- Origin: Southend-on-Sea, England
- Genres: Alternative rock, indie pop, post-punk, new wave
- Years active: 2004–present
- Labels: Memphis Industries, Soft Power Records
- Members: Amy Turnnidge

= Theoretical Girl =

Singer

Theoretical Girl (Amy Turnnidge) is a female songwriter and multi-instrumentalist from Southend-on-Sea signed to the Memphis Industries record label. On her Myspace page, she describes her music as "Electro / Folk / Classical".

==Discography==

=== Albums ===

- Divided – Memphis Industries, CD, MP3 (2009) / Soft Power Records, 12" LP, MP3 (2010)

| No. | Title | Length |
|---|---|---|
| 1. | "Rivals" | 3:09 |
| 2. | "The Boy I Left Behind" | 3:23 |
| 3. | "Dancehall Deceit" | 2:19 |
| 4. | "I Should Have Loved You More" | 3:16 |
| 5. | "A Future Apart" | 3:51 |
| 6. | "Divided" | 3:43 |
| 7. | "Red Mist" | 3:20 |
| 8. | "Never Good Enough" | 3:22 |
| 9. | "Good Timing" | 3:36 |
| 10. | "The Biggest Mistake" | 2:40 |
| 11. | "Seeing You Again" | 2:32 |
| 12. | "The Hypocrite" | 2:53 |

=== Singles ===
- "It's All Too Much" – Fake Product (2006)
- "Red Mist" – Half Machine Records (2007)
- "The Hypocrite" – Salvia/XL Recordings (2008)
- "Another Fight" – Salvia/XL Recordings (2008)
- "Nursery Academy" – Split single on Pure Groove (2008)
- "Rivals" – Memphis Industries (2009)
- "Red Mist" – Memphis Industries (2009)

== Performances ==

Theoretical Girl has gigged throughout Europe, the US and Asia over the past three years either with just her guitar and backing tracks or backed by her band "The Equations", whose members went on to join bands such as Ipso Facto and Yassassin. Bands she has played with include Robyn, Maxïmo Park, Kate Nash, Lethal Bizzle, Calvin Harris, Good Shoes, and Metric.

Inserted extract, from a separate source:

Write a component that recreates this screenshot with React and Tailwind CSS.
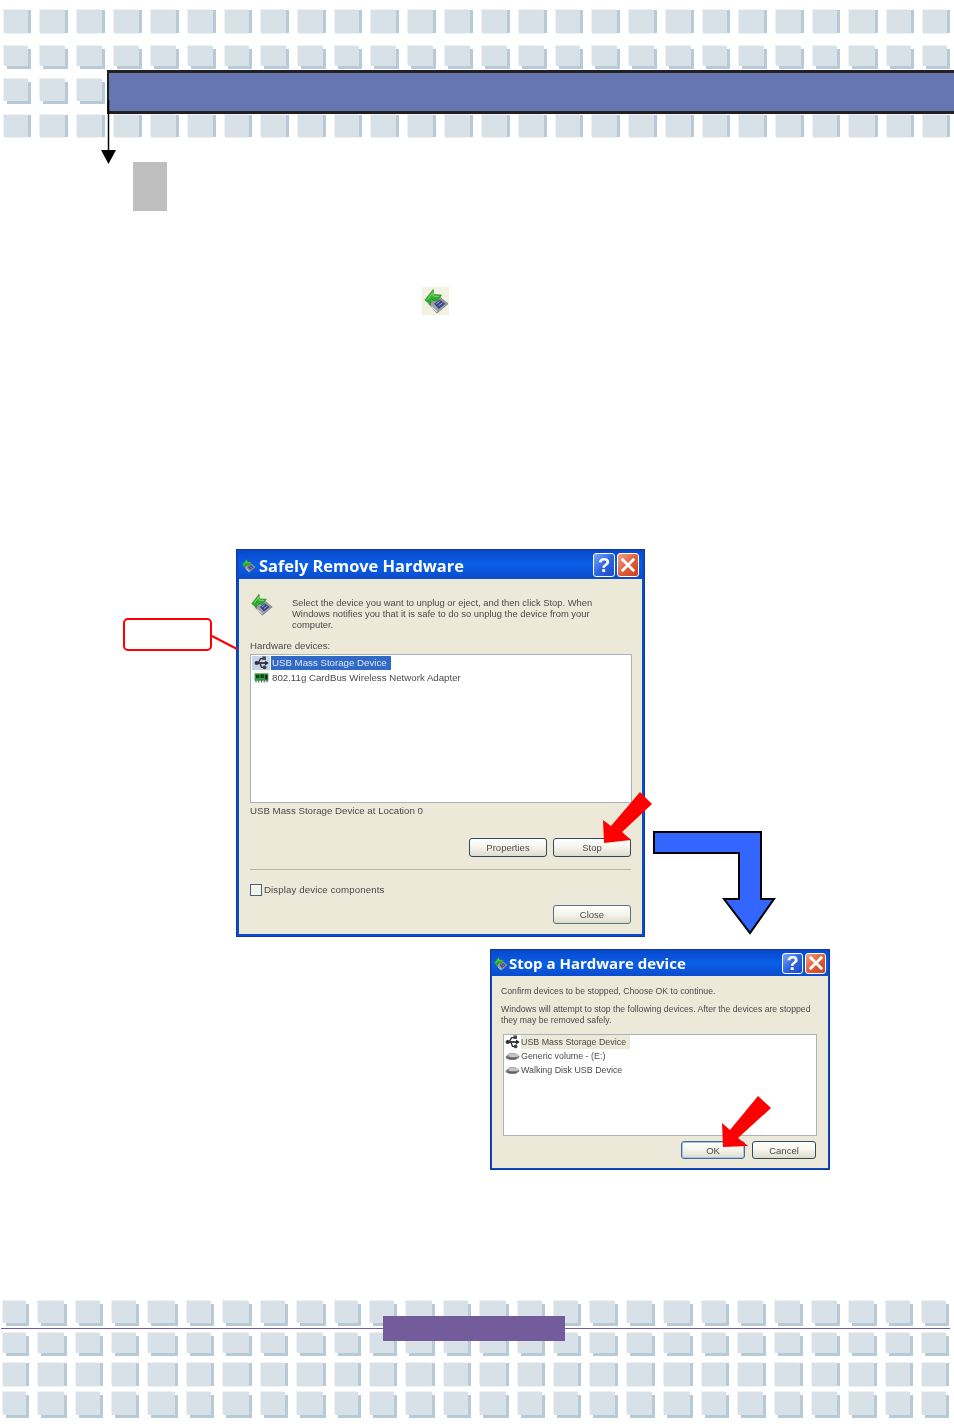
const TOP_X = [4,40,77,114,151,188,225,261,298,335,371,408,445,482,519,556,592,629,666,703,739,776,813,849,887,923];
const BOT_X = [3,38,76,112,148,187,223,261,297,335,370,406,444,480,518,554,590,627,664,702,738,775,812,849,886,922];

function TileRow({ xs, height, full, className = "" }) {
  return (
    <div className={"flex " + className} style={{ height }}>
      {xs.map((x, i) => {
        const next = i + 1 < xs.length ? xs[i + 1] : x + 36;
        return (
          <div
            key={x}
            style={{ marginLeft: i === 0 ? x : 9, width: next - x - 12, height: height - (full ? 3 : 0) }}
            className={
              full
                ? "shrink-0 bg-[#d8e1e8] shadow-[3px_3px_0_#b6cad8,-1px_-1px_0_#edf1f4] mr-[3px]"
                : "shrink-0 bg-[#d8e1e8] shadow-[3px_0_0_#b6cad8,-1px_-1px_0_#edf1f4,0_1px_0_#edf1f4] mr-[3px]"
            }
          />
        );
      })}
    </div>
  );
}

function EjectIcon({ className }) {
  return (
    <svg viewBox="0 0 28 28" className={className}>
      <path d="M6 17 L17 9 L27 17 L15 27 Z" fill="#9a9fa8" stroke="#6b707a" strokeWidth="0.8" />
      <path d="M12 17 L18 12.5 L24 17 L17 22.5 Z" fill="#3a4a86" />
      <path d="M14.5 17 L18 14.5 M17 19 L21 16" stroke="#b9c4e0" strokeWidth="0.9" />
      <path d="M9 20 L15 25.5" stroke="#e6e7ea" strokeWidth="1.2" />
      <path d="M2 13 L11 1.5 L11.5 7 L20 7.5 L15 14 L9 13 L8 18 Z" fill="#2fae2c" stroke="#1b7f22" strokeWidth="0.6" />
      <path d="M5 12.5 L10.5 5 L11 8.7 L17 9" fill="none" stroke="#8fe07f" strokeWidth="1" />
    </svg>
  );
}

function UsbIcon({ className }) {
  return (
    <svg viewBox="0 0 16 16" className={className}>
      <path d="M2 8 H15" stroke="#2c2c2c" strokeWidth="2" />
      <path d="M16 8 L12 5 V11 Z" fill="#2c2c2c" />
      <circle cx="2.5" cy="8" r="2.4" fill="#333" />
      <path d="M4 8 L7 3 H10 M6 8 L8 13 H11" fill="none" stroke="#333" strokeWidth="1.6" />
      <rect x="9" y="0.5" width="4" height="4" fill="#444" />
      <circle cx="11.5" cy="13" r="2.2" fill="#444" />
    </svg>
  );
}

function CardIcon({ className }) {
  return (
    <svg viewBox="0 0 16 12" className={className}>
      <rect x="0.5" y="1.5" width="15" height="8" fill="#2a9a3c" />
      <rect x="2" y="3" width="3.5" height="3.5" fill="#123d1e" />
      <rect x="7" y="2.5" width="3.5" height="4" fill="#123d1e" />
      <rect x="12" y="3" width="2.5" height="5" fill="#1d1d1d" />
      <path d="M2 9 V11.5 M5 9 V11.5 M8 9 V11.5 M11 9 V11.5 M14 9 V11.5" stroke="#444" />
    </svg>
  );
}

function DiskIcon({ className }) {
  return (
    <svg viewBox="0 0 16 10" className={className}>
      <path d="M0.5 5 L5 1.5 H11 L15.5 4.5 V6 L11 9 H5 L0.5 7 Z" fill="#7f7f7f" />
      <ellipse cx="9" cy="4" rx="5.5" ry="2.2" fill="#c4c4c4" />
      <path d="M2 6.8 H13" stroke="#4d4d4d" strokeWidth="1" />
    </svg>
  );
}

function TitleBar({ title, heightClass, textClass, gapClass, btnClass, btnGroupClass }) {
  return (
    <div className={"flex items-center bg-linear-to-b from-[#0848c8] via-[#0a5ee8] to-[#0a4ccc] " + heightClass}>
      <EjectIcon className={"w-[15px] h-[15px] shrink-0 " + gapClass} />
      <span className={"text-white font-bold whitespace-nowrap font-['Open_Sans',sans-serif] " + textClass}>{title}</span>
      <div className={"ml-auto flex gap-[2px] " + btnGroupClass}>
        <div className={"flex items-center justify-center rounded-[3px] border border-white bg-linear-to-br from-[#7fa6f2] via-[#2f66e0] to-[#1c49c4] text-white font-bold text-[20px] leading-none font-['Liberation_Sans',sans-serif] " + btnClass}>?</div>
        <div className={"flex items-center justify-center rounded-[3px] border border-white bg-linear-to-br from-[#f0a287] via-[#e0603a] to-[#c8401c] " + btnClass}>
          <svg viewBox="0 0 12 12" className="w-[14px] h-[14px]">
            <path d="M1.5 1.5 L10.5 10.5 M10.5 1.5 L1.5 10.5" stroke="#fff" strokeWidth="2.4" strokeLinecap="square" />
          </svg>
        </div>
      </div>
    </div>
  );
}

function XpButton({ children, className = "" }) {
  return (
    <div className={"flex items-center justify-center rounded-[3px] border border-[#2c4a64] bg-linear-to-b from-white via-[#f5f4ec] to-[#dedbc9] text-[#4a4a4a] text-[9.5px] " + className}>
      {children}
    </div>
  );
}

export default function App() {
  return (
    <div className="relative w-[954px] h-[1426px] bg-white overflow-hidden flex flex-col font-['Liberation_Sans',Arial,sans-serif]">
      {/* top tile band */}
      <div className="pt-[10px]">
        <TileRow xs={TOP_X} height={23} />
        <TileRow xs={TOP_X} height={23} full className="mt-[13px]" />
        <TileRow xs={TOP_X} height={25} full className="mt-[10px]" />
        <TileRow xs={TOP_X} height={22} className="mt-[11px]" />
      </div>

      <div className="ml-[133px] mt-[25px] w-[34px] h-[49px] bg-[#bfbfbf]" />

      <div className="ml-[422px] mt-[76px] w-[27px] h-[28px] bg-[#f3f1e2] flex items-center justify-center">
        <EjectIcon className="w-[26px] h-[26px]" />
      </div>

      {/* first dialog */}
      <div className="ml-[236px] mt-[234px] w-[409px] h-[388px] bg-[#0a4ccc] border-[1px] border-[#123a9c] px-[2px] pb-[2px] flex flex-col blur-[0.35px]">
        <TitleBar
          title="Safely Remove Hardware"
          heightClass="h-[29px] shrink-0"
          textClass="text-[16.4px] ml-[3px] mt-[3px]"
          gapClass="ml-[2px] mt-[2px]"
          btnClass="w-[22px] h-[24px]"
          btnGroupClass="mr-[3px]"
        />
        <div className="flex-1 bg-[#ece9d8] pl-[11px] pr-[11px] text-[#4a4a4a] text-[9.7px] leading-[11px] flex flex-col whitespace-nowrap">
          <div className="flex pt-[14px] h-[61px]">
            <EjectIcon className="w-[23px] h-[23px] shrink-0 mr-[19px]" />
            <p className="mt-[4px] text-[9.4px]">
              Select the device you want to unplug or eject, and then click Stop. When<br />
              Windows notifies you that it is safe to do so unplug the device from your<br />
              computer.
            </p>
          </div>
          <div className="leading-[12px]">Hardware devices:</div>
          <div className="mt-[2px] h-[149px] w-[382px] bg-white border border-[#a9b3bc] p-[1px]">
            <div className="flex items-center h-[14px]">
              <div className="w-[18px] h-[14px] bg-[#c5d3ec] flex items-center justify-center mr-px">
                <UsbIcon className="w-[15px] h-[14px] shrink-0" />
              </div>
              <span className="bg-[#316ac5] text-[#dfe7f5] px-[1px] pr-[4px] h-[14px] leading-[14px]">USB Mass Storage Device</span>
            </div>
            <div className="flex items-center h-[14px]">
              <CardIcon className="w-[15px] h-[11px] shrink-0 mx-[2px]" />
              <span className="px-[1px]">802.11g CardBus Wireless Network Adapter</span>
            </div>
          </div>
          <div className="mt-[2px] leading-[12px]">USB Mass Storage Device at Location 0</div>
          <div className="mt-[21px] flex justify-end gap-[6px] w-[381px]">
            <XpButton className="w-[78px] h-[19px]">Properties</XpButton>
            <XpButton className="w-[78px] h-[19px]">Stop</XpButton>
          </div>
          <div className="mt-[12px] h-px w-[381px] bg-[#b5b3a6]" />
          <div className="mt-[14px] flex items-center h-[12px]">
            <div className="w-[12px] h-[12px] bg-[#f4f3ea] border border-[#4a6076] mr-[2px]" />
            <span className="tracking-[0.1px] mt-[-2px]">Display device components</span>
          </div>
          <div className="mt-[9px] flex justify-end w-[381px]">
            <XpButton className="w-[78px] h-[19px] border-[#59738c]">Close</XpButton>
          </div>
        </div>
      </div>

      {/* second dialog */}
      <div className="ml-[490px] mt-[12px] w-[340px] h-[221px] bg-[#0a4ccc] border-[1px] border-[#123a9c] px-[1px] pb-[1px] flex flex-col blur-[0.35px]">
        <TitleBar
          title="Stop a Hardware device"
          heightClass="h-[26px] shrink-0"
          textClass="text-[15px] ml-[1px]"
          gapClass="ml-[1px]"
          btnClass="w-[21px] h-[21px]"
          btnGroupClass="mr-[2px]"
        />
        <div className="flex-1 bg-[#ece9d8] pl-[9px] text-[#4a4a4a] text-[8.7px] leading-[11px] flex flex-col whitespace-nowrap">
          <p className="mt-[10px]">Confirm devices to be stopped, Choose OK to continue.</p>
          <p className="mt-[7px]">
            Windows will attempt to stop the following devices. After the devices are stopped<br />
            they may be removed safely.
          </p>
          <div className="mt-[8px] ml-[2px] w-[314px] h-[102px] bg-white border border-[#a9b3bc] pl-[1px] text-[8.9px]">
            <div className="flex items-center h-[14px]">
              <UsbIcon className="w-[15px] h-[14px] shrink-0 mr-[1px]" />
              <span className="bg-[#ece9d8] pl-[0px] pr-[4px] h-[14px] leading-[14px]">USB Mass Storage Device</span>
            </div>
            <div className="flex items-center h-[14px]">
              <DiskIcon className="w-[15px] h-[9px] shrink-0 mr-[1px]" />
              <span>Generic volume - (E:)</span>
            </div>
            <div className="flex items-center h-[14px]">
              <DiskIcon className="w-[15px] h-[9px] shrink-0 mr-[1px]" />
              <span>Walking Disk USB Device</span>
            </div>
          </div>
          <div className="mt-[5px] ml-[2px] w-[313px] flex justify-end gap-[7px]">
            <XpButton className="w-[64px] h-[18px] border-[#3f6a9c] shadow-[inset_0_0_0_1px_#a9c4e8]">OK</XpButton>
            <XpButton className="w-[64px] h-[18px]">Cancel</XpButton>
          </div>
        </div>
      </div>

      {/* bottom tile band */}
      <div className="mt-auto pb-[8px]">
        <TileRow xs={BOT_X} height={25} full />
        <TileRow xs={BOT_X} height={23} full className="mt-[7px]" />
        <TileRow xs={BOT_X} height={23} className="mt-[7px]" />
        <TileRow xs={BOT_X} height={26} full className="mt-[6px]" />
      </div>

      {/* header bar over the tiles */}
      <div className="absolute left-[107px] right-0 top-[70px] h-[44px] bg-[#6576b0] border-y-[3px] border-l-2 border-[#231f20]" />

      {/* footer line and tab over the tiles */}
      <div className="absolute left-[1px] right-[4px] top-[1328px] h-px bg-[#745c9c]" />
      <div className="absolute left-[383px] top-[1316px] w-[182px] h-[25px] bg-[#735c9c]" />

      {/* callout over the page */}
      <div className="absolute left-[123px] top-[618px] w-[89px] h-[33px] rounded-[5px] border-2 border-[#ff0000] bg-white" />

      {/* arrows over the page */}
      <svg className="absolute left-0 top-0 w-[954px] h-[1426px] pointer-events-none" viewBox="0 0 954 1426">
        <path d="M108.5 100 V152" stroke="#000" strokeWidth="1.5" />
        <path d="M101 150 H116 L108.5 164 Z" fill="#000" />
        <path d="M212 636 L237 649" stroke="#ff0000" strokeWidth="2" />
        <path d="M604 843 L603 820 L611 826 L640 792 L652 804 L622 832 L631 840 Z" fill="#ff0000" />
        <path d="M723 1147 L722 1123 L730 1130 L758 1096 L771 1108 L738 1138 L748 1146 Z" fill="#ff0000" />
        <path d="M654 832 H761 V899 H774 L750 933 L724 899 H739 V853 H654 Z" fill="#3366ff" stroke="#000" strokeWidth="2" />
      </svg>
    </div>
  );
}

She received a 4/5 review by The Guardian for her live performance. Theoretical Girl appeared at the 2009 Glastonbury festival and SXSW. She also toured Asia, playing Tokyo and Hong Kong.

==Awards==
In 2009, Theoretical Girl was awarded a grant by the PRS Foundation and invited to perform at their showcase at the SXSW Festival in Austin, Texas.